> Exercise directions: Below are some records; give them all again exactly, but not the pictures.

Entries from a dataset

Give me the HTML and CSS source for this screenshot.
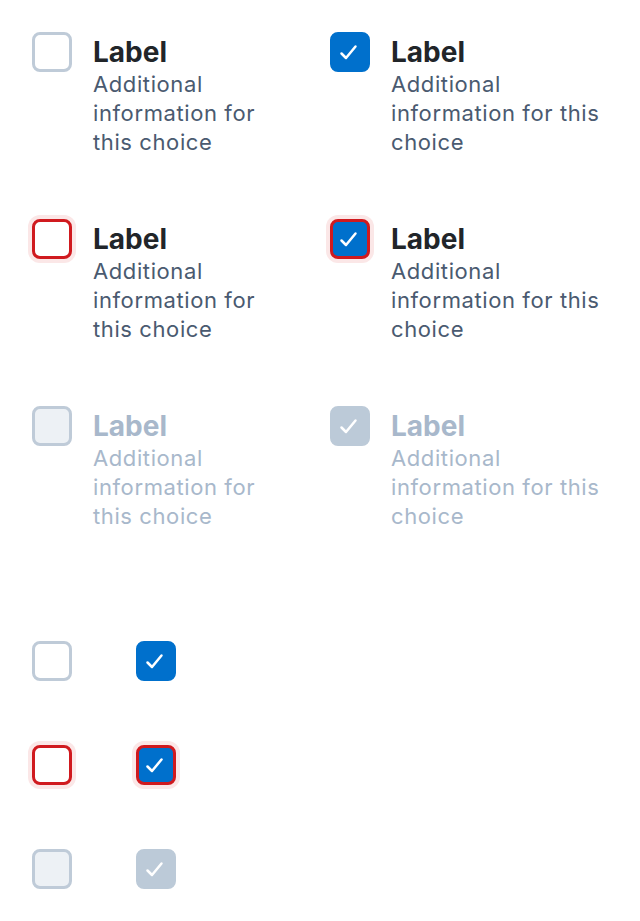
FILE: index.html
```html
<!DOCTYPE html>
<html>
<head>
<meta charset="utf-8">
<link rel="stylesheet" href="styles.css">
</head>
<body>
<div class="page">
  <div class="grid">
    <div class="choice">
      <span class="box"></span>
      <div class="text"><div class="title">Label</div><div class="desc">Additional information for this choice</div></div>
    </div>
    <div class="choice">
      <span class="box checked"><svg viewBox="0 0 40 40" width="40" height="40"><polyline points="11.5,21.5 16,26 25.5,14.5" /></svg></span>
      <div class="text"><div class="title">Label</div><div class="desc">Additional information for this choice</div></div>
    </div>
    <div class="choice">
      <span class="box error"></span>
      <div class="text"><div class="title">Label</div><div class="desc">Additional information for this choice</div></div>
    </div>
    <div class="choice">
      <span class="box checked error"><svg viewBox="0 0 40 40" width="40" height="40"><polyline points="11.5,21.5 16,26 25.5,14.5" /></svg></span>
      <div class="text"><div class="title">Label</div><div class="desc">Additional information for this choice</div></div>
    </div>
    <div class="choice disabled">
      <span class="box"></span>
      <div class="text"><div class="title">Label</div><div class="desc">Additional information for this choice</div></div>
    </div>
    <div class="choice disabled">
      <span class="box checked"><svg viewBox="0 0 40 40" width="40" height="40"><polyline points="11.5,21.5 16,26 25.5,14.5" /></svg></span>
      <div class="text"><div class="title">Label</div><div class="desc">Additional information for this choice</div></div>
    </div>
  </div>
  <div class="mini">
    <span class="box"></span>
    <span class="box checked"><svg viewBox="0 0 40 40" width="40" height="40"><polyline points="11.5,21.5 16,26 25.5,14.5" /></svg></span>
    <span class="box error"></span>
    <span class="box checked error"><svg viewBox="0 0 40 40" width="40" height="40"><polyline points="11.5,21.5 16,26 25.5,14.5" /></svg></span>
    <span class="box dis"></span>
    <span class="box checked dis"><svg viewBox="0 0 40 40" width="40" height="40"><polyline points="11.5,21.5 16,26 25.5,14.5" /></svg></span>
  </div>
</div>
</body>
</html>
```

FILE: styles.css
```css
html, body {
  margin: 0;
  background: #ffffff;
}
.page {
  padding: 32px;
  font-family: Inter, "Noto Sans", sans-serif;
}
.grid {
  display: grid;
  grid-template-columns: 256px 1fr;
  column-gap: 42px;
  row-gap: 62px;
}
.choice {
  display: flex;
  align-items: flex-start;
  gap: 21px;
}
.text {
  padding-top: 2px;
}
.box {
  flex: none;
  width: 40px;
  height: 40px;
  box-sizing: border-box;
  border: 3px solid #bfcbd8;
  border-radius: 8px;
  background: #ffffff;
  display: flex;
  align-items: center;
  justify-content: center;
}
.box svg {
  flex: none;
  margin: -3px;
}
.box polyline {
  fill: none;
  stroke: #ffffff;
  stroke-width: 2.5;
  stroke-linecap: round;
  stroke-linejoin: round;
}
.box.checked {
  background: #0070cc;
  border-color: #0070cc;
}
.box.error {
  border-color: #d01a1f;
  box-shadow: 0 0 0 4px #fbe7e7;
}
.disabled .box, .box.dis {
  background: #edf1f5;
  border-color: #bfcbd8;
}
.disabled .box.checked, .box.checked.dis {
  background: #bccad8;
  border-color: #bccad8;
}
.title {
  font-size: 28px;
  line-height: 36px;
  font-weight: 700;
  color: #212529;
}
.desc {
  font-size: 22px;
  line-height: 29px;
  letter-spacing: 0.6px;
  color: #4a5a70;
}
.disabled .title, .disabled .desc {
  color: #a8b8cb;
}
.mini {
  margin-top: 110px;
  display: grid;
  grid-template-columns: 40px 40px;
  column-gap: 64px;
  row-gap: 64px;
}
```
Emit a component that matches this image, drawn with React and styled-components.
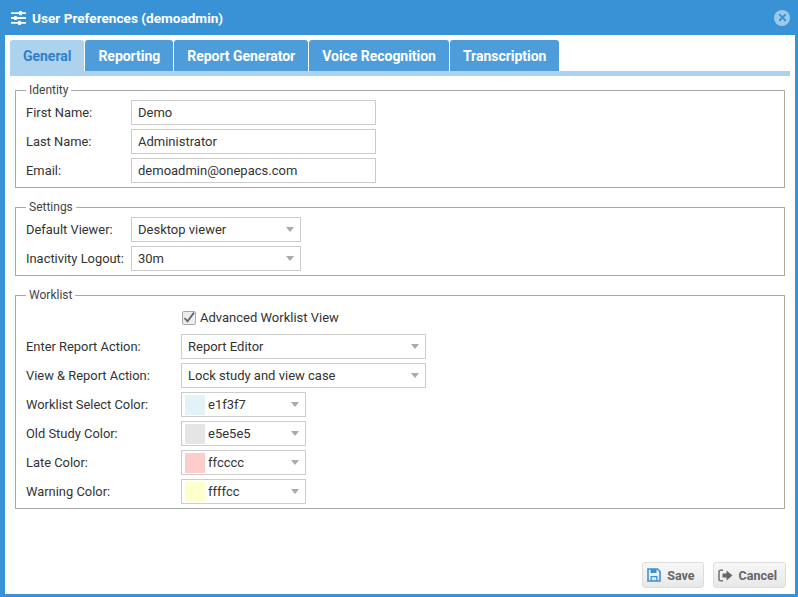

> Full solution:
Give me the HTML and CSS source for this screenshot.
FILE: index.html
```html
<!DOCTYPE html>
<html>
<head>
<meta charset="utf-8">
<link rel="stylesheet" href="styles.css">
</head>
<body>
<div class="page">
  <div class="grid">
    <div class="choice">
      <span class="box"></span>
      <div class="text"><div class="title">Label</div><div class="desc">Additional information for this choice</div></div>
    </div>
    <div class="choice">
      <span class="box checked"><svg viewBox="0 0 40 40" width="40" height="40"><polyline points="11.5,21.5 16,26 25.5,14.5" /></svg></span>
      <div class="text"><div class="title">Label</div><div class="desc">Additional information for this choice</div></div>
    </div>
    <div class="choice">
      <span class="box error"></span>
      <div class="text"><div class="title">Label</div><div class="desc">Additional information for this choice</div></div>
    </div>
    <div class="choice">
      <span class="box checked error"><svg viewBox="0 0 40 40" width="40" height="40"><polyline points="11.5,21.5 16,26 25.5,14.5" /></svg></span>
      <div class="text"><div class="title">Label</div><div class="desc">Additional information for this choice</div></div>
    </div>
    <div class="choice disabled">
      <span class="box"></span>
      <div class="text"><div class="title">Label</div><div class="desc">Additional information for this choice</div></div>
    </div>
    <div class="choice disabled">
      <span class="box checked"><svg viewBox="0 0 40 40" width="40" height="40"><polyline points="11.5,21.5 16,26 25.5,14.5" /></svg></span>
      <div class="text"><div class="title">Label</div><div class="desc">Additional information for this choice</div></div>
    </div>
  </div>
  <div class="mini">
    <span class="box"></span>
    <span class="box checked"><svg viewBox="0 0 40 40" width="40" height="40"><polyline points="11.5,21.5 16,26 25.5,14.5" /></svg></span>
    <span class="box error"></span>
    <span class="box checked error"><svg viewBox="0 0 40 40" width="40" height="40"><polyline points="11.5,21.5 16,26 25.5,14.5" /></svg></span>
    <span class="box dis"></span>
    <span class="box checked dis"><svg viewBox="0 0 40 40" width="40" height="40"><polyline points="11.5,21.5 16,26 25.5,14.5" /></svg></span>
  </div>
</div>
</body>
</html>
```

FILE: styles.css
```css
html, body {
  margin: 0;
  background: #ffffff;
}
.page {
  padding: 32px;
  font-family: Inter, "Noto Sans", sans-serif;
}
.grid {
  display: grid;
  grid-template-columns: 256px 1fr;
  column-gap: 42px;
  row-gap: 62px;
}
.choice {
  display: flex;
  align-items: flex-start;
  gap: 21px;
}
.text {
  padding-top: 2px;
}
.box {
  flex: none;
  width: 40px;
  height: 40px;
  box-sizing: border-box;
  border: 3px solid #bfcbd8;
  border-radius: 8px;
  background: #ffffff;
  display: flex;
  align-items: center;
  justify-content: center;
}
.box svg {
  flex: none;
  margin: -3px;
}
.box polyline {
  fill: none;
  stroke: #ffffff;
  stroke-width: 2.5;
  stroke-linecap: round;
  stroke-linejoin: round;
}
.box.checked {
  background: #0070cc;
  border-color: #0070cc;
}
.box.error {
  border-color: #d01a1f;
  box-shadow: 0 0 0 4px #fbe7e7;
}
.disabled .box, .box.dis {
  background: #edf1f5;
  border-color: #bfcbd8;
}
.disabled .box.checked, .box.checked.dis {
  background: #bccad8;
  border-color: #bccad8;
}
.title {
  font-size: 28px;
  line-height: 36px;
  font-weight: 700;
  color: #212529;
}
.desc {
  font-size: 22px;
  line-height: 29px;
  letter-spacing: 0.6px;
  color: #4a5a70;
}
.disabled .title, .disabled .desc {
  color: #a8b8cb;
}
.mini {
  margin-top: 110px;
  display: grid;
  grid-template-columns: 40px 40px;
  column-gap: 64px;
  row-gap: 64px;
}
```
Emit a component that matches this image, drawn with React and styled-components.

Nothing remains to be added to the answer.